My opinion is that this is okay so long as we don't dramatically change the situations in which lowering produces elemental operations.

tblah updated this revision to Diff 550241.Aug 15 2023, 3:35 AM

Thanks for review

Changes: fix nits

Matt added a subscriber: Matt.Aug 15 2023, 8:41 PM
vzakhari added inline comments.Aug 16 2023, 11:40 AM
flang/lib/Optimizer/HLFIR/Transforms/OptimizedBufferization.cpp
143–155

I think this is acceptable for the time being.

I am not sure whether the alias analysis has to be specialized for fir.load. I think it is a question of aliasing of the result of hlfir.designate with its memref operand. Or maybe I am missing something.
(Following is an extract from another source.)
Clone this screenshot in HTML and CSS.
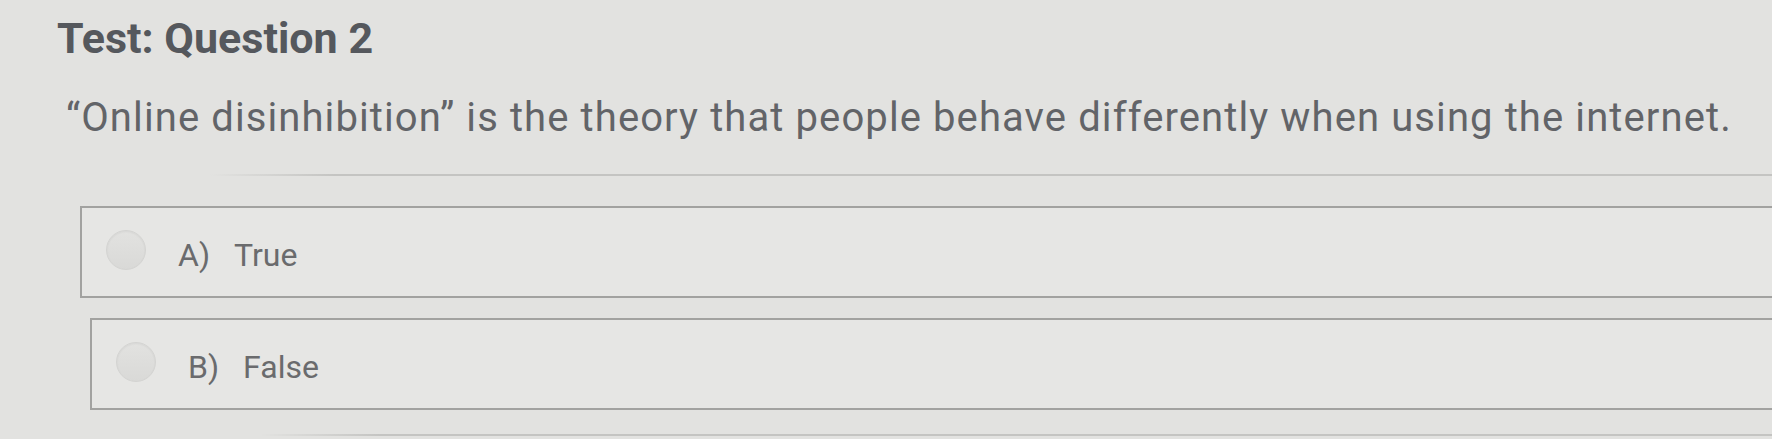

tblah added inline comments.Aug 17 2023, 8:35 AM
flang/lib/Optimizer/HLFIR/Transforms/OptimizedBufferization.cpp
143–155

I was worried about something like

%ref = hlfir.designate %struct{"component"}
fir.store %something to %ref
fir.load %ref

But I guess, so long as %something has a trivial type (required by the pass), we can't introduce new aliases using the fir.store so at worst this would result in a false positive (if the store would have overwritten an aliasing access). The false positive would be slow but safe.

This revision was automatically updated to reflect the committed changes.